The Commodity Futures Trading Commission (CFTC) has charged Payward Ventures, the operator of cryptocurrency exchange Kraken, “for illegally offering margined retail commodity transactions in digital assets, including bitcoin, and failing to register.”
The Commodity Futures Trading Commission (CFTC) announced Tuesday that it has imposed a $1.25 million penalty on cryptocurrency exchange Kraken.
The derivatives regulator issued an order filing and settling charges against Payward Ventures Inc., dba Kraken, “for illegally offering margined retail commodity transactions in digital assets, including bitcoin, and failing to register as a futures commission merchant (FCM).” According to the CFTC:
The order requires Kraken to pay a $1.25 million civil monetary penalty and to cease and desist from further violations of the Commodity Exchange Act (CEA), as charged.
“From approximately June 2020 to July 2021, Kraken offered margined retail commodity transactions in digital assets to U.S. customers who were not eligible contract participants,” the derivatives watchdog noted.
The regulator detailed that “These transactions were unlawful because they were required to take place on a designated contract market and did not,” emphasizing that “Kraken illegally operated as an unregistered FCM.”
Acting Director of Enforcement at the CFTC, Vincent McGonagle, commented:
This action is part of the CFTC’s broader effort to protect U.S. customers. Margined, leveraged or financed digital asset trading offered to retail U.S. customers must occur on properly registered and regulated exchanges in accordance with all applicable laws and regulations.

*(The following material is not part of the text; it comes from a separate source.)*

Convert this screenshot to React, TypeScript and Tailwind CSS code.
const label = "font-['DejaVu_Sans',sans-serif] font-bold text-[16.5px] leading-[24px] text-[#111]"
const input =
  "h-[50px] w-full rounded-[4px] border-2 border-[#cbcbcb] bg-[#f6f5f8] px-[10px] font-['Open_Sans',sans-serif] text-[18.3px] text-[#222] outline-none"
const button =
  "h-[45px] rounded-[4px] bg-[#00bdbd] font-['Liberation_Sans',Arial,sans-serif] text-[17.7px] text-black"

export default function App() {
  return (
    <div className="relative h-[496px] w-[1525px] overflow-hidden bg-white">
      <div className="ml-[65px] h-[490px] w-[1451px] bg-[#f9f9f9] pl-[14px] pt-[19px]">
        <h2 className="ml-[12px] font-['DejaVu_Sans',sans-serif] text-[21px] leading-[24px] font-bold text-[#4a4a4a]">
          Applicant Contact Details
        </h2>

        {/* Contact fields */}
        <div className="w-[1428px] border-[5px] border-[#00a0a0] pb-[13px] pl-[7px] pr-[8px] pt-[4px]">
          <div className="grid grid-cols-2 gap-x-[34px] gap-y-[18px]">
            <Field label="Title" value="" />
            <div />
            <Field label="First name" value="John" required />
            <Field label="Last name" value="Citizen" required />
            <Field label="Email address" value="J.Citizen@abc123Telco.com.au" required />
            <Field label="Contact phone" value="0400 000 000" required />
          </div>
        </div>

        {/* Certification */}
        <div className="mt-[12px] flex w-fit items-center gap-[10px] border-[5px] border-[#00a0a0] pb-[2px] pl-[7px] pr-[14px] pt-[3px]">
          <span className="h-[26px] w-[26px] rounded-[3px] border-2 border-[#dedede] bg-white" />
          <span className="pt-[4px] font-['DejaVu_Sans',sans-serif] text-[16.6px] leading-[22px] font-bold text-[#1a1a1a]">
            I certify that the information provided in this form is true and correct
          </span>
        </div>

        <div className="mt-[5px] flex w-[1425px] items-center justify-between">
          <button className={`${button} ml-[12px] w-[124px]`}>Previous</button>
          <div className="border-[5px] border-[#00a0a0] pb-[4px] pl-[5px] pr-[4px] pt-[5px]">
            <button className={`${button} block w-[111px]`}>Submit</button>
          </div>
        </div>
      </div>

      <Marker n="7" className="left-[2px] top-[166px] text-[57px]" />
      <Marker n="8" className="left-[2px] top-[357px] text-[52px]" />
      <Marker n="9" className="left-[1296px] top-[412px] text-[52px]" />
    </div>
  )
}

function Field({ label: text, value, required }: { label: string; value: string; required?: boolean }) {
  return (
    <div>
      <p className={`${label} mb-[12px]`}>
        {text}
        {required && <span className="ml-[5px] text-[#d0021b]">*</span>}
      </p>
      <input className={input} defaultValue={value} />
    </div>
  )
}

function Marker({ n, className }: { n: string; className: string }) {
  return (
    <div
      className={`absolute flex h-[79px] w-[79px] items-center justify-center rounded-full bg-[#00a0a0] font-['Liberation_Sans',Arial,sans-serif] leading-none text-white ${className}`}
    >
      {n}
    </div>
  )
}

Kraken is not the first crypto exchange sanctioned by the CFTC. In August, the Commission and the Financial Crimes Enforcement Network (FinCEN) charged Bitmex for operating an unregistered derivatives trading platform. The exchange agreed to pay $100 million to resolve the charges.

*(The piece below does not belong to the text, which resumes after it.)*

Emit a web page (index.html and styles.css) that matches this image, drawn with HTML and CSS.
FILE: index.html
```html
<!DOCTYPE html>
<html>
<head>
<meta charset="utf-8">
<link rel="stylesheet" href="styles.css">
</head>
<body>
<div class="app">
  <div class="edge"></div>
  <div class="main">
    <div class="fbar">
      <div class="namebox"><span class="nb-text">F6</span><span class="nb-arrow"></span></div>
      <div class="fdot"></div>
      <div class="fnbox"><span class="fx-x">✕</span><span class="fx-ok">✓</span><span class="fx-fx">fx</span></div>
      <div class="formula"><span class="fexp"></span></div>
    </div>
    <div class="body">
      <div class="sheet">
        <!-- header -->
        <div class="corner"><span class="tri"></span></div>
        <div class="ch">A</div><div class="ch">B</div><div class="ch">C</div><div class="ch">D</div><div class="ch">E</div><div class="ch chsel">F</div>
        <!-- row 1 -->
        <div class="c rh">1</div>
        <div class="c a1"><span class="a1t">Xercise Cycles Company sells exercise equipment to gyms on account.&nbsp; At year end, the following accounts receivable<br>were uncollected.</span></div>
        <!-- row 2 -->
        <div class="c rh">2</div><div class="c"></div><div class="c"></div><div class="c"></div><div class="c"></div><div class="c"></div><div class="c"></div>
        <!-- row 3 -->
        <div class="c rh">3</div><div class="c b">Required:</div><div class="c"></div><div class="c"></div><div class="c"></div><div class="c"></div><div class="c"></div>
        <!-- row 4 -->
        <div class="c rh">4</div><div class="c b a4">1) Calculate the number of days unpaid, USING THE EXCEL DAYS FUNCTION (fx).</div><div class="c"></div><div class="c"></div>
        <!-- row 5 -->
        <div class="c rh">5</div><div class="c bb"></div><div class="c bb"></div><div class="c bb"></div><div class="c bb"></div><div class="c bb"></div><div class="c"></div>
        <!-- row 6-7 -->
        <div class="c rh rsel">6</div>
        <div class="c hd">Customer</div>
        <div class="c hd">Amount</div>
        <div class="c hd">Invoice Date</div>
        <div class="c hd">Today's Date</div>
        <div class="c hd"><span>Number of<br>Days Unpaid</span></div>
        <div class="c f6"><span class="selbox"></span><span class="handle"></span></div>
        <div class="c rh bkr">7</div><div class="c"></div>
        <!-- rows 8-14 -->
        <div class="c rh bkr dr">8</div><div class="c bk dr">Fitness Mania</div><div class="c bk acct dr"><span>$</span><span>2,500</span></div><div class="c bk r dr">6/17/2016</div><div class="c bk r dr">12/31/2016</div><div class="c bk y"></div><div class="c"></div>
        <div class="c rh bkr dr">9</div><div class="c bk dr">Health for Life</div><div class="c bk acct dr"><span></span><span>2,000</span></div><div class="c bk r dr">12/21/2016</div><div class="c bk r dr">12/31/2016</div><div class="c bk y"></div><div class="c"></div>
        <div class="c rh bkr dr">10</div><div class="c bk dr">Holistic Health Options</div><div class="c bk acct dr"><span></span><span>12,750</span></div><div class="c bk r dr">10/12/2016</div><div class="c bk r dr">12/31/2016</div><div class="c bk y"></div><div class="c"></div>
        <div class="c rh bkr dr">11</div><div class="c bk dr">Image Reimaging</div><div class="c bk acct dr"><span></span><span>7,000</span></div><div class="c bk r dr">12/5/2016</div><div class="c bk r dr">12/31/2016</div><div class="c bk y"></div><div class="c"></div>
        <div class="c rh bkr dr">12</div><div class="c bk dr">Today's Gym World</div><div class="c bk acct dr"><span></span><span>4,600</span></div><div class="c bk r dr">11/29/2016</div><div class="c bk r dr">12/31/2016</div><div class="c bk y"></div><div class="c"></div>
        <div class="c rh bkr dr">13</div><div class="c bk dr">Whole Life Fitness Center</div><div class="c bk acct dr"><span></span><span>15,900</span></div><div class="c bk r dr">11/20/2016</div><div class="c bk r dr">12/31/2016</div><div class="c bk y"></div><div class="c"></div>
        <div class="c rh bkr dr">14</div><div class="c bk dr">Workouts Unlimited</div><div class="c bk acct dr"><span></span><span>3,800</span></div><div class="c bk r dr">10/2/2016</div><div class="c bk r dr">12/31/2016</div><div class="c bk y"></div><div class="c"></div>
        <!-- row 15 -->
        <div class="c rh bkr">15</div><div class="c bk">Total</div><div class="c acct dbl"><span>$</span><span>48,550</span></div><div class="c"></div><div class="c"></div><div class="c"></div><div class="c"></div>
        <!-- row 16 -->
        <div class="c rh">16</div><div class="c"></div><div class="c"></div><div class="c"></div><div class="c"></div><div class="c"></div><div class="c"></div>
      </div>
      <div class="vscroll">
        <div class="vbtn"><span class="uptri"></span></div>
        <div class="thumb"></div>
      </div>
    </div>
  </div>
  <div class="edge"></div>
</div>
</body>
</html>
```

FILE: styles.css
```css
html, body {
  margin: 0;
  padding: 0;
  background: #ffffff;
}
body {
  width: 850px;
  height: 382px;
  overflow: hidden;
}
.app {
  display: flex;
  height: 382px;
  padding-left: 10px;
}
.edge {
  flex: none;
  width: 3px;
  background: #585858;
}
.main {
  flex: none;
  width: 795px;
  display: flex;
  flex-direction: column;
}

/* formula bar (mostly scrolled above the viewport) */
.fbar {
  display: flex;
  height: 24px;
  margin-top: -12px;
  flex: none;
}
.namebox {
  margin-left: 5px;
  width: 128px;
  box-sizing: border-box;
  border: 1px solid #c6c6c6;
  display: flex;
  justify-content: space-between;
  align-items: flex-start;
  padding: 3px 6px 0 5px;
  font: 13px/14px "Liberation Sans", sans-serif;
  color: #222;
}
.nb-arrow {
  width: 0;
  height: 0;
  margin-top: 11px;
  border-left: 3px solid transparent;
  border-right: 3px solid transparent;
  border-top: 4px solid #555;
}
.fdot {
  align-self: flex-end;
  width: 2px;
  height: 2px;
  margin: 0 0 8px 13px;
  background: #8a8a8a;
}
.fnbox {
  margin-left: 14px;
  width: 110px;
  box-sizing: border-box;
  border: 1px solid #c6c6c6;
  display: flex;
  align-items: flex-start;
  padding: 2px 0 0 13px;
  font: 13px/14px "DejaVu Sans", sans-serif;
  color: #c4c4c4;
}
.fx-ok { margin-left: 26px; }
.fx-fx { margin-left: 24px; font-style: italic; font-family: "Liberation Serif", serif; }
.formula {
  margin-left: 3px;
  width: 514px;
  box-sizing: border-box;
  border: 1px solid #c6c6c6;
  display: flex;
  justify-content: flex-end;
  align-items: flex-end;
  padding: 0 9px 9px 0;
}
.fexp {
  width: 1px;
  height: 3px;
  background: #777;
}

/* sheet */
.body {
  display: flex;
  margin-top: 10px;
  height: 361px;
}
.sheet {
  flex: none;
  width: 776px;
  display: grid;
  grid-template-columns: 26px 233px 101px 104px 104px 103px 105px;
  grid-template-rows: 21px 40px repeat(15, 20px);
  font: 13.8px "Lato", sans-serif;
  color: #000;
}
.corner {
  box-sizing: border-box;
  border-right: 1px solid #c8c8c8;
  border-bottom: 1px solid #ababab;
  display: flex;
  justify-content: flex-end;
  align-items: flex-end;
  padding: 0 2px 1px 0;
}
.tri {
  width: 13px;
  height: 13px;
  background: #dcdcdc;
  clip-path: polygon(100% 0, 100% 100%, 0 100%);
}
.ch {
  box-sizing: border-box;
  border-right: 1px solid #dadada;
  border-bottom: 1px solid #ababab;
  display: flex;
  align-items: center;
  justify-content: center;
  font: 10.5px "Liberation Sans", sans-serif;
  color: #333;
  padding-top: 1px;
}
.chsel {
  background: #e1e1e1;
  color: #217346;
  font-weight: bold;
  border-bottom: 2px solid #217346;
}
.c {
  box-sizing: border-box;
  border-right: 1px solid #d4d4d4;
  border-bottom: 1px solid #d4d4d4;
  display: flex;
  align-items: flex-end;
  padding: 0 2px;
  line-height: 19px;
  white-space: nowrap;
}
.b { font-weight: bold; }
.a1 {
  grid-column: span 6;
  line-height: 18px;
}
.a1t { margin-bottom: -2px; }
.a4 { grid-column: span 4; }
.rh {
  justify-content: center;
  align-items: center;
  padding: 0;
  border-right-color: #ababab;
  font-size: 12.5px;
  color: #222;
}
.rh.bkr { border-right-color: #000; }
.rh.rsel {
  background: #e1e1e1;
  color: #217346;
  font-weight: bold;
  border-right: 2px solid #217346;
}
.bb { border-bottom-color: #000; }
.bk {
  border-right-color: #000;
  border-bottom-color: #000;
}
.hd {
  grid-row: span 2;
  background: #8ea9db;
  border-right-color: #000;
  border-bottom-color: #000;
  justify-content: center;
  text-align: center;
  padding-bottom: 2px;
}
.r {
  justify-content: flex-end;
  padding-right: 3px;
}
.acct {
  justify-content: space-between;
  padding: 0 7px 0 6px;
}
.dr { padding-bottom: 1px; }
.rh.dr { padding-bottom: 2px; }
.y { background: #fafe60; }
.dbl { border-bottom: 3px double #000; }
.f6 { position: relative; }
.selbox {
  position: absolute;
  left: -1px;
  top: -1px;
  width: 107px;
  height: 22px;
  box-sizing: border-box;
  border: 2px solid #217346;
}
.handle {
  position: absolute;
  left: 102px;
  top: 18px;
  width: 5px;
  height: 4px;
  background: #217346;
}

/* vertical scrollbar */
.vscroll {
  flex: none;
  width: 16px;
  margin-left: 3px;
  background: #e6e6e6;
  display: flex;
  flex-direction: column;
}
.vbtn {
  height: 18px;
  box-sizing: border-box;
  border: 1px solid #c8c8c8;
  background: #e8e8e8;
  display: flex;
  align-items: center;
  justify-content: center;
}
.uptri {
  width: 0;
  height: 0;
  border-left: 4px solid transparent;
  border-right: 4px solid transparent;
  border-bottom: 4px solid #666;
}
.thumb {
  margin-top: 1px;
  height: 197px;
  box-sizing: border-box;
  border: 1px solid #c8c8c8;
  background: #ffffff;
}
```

CFTC Commissioner Dawn Stump issued a statement Tuesday regarding the enforcement action against Kraken. While agreeing with her agency’s findings, she stated:
The application of the Commission’s FCM rules to an exchange on which retail commodity transactions are traded is uncharted territory at this time.
“I believe that if the Commission is going to hold an exchange liable for operating as an unregistered FCM with respect to retail commodity transactions, it is incumbent upon the Commission to explain in a transparent manner the relevant legal requirements for such an entity that seeks to register as an FCM and how the Commission will apply them in enabling the entity to conduct business with U.S. customers,” she concluded.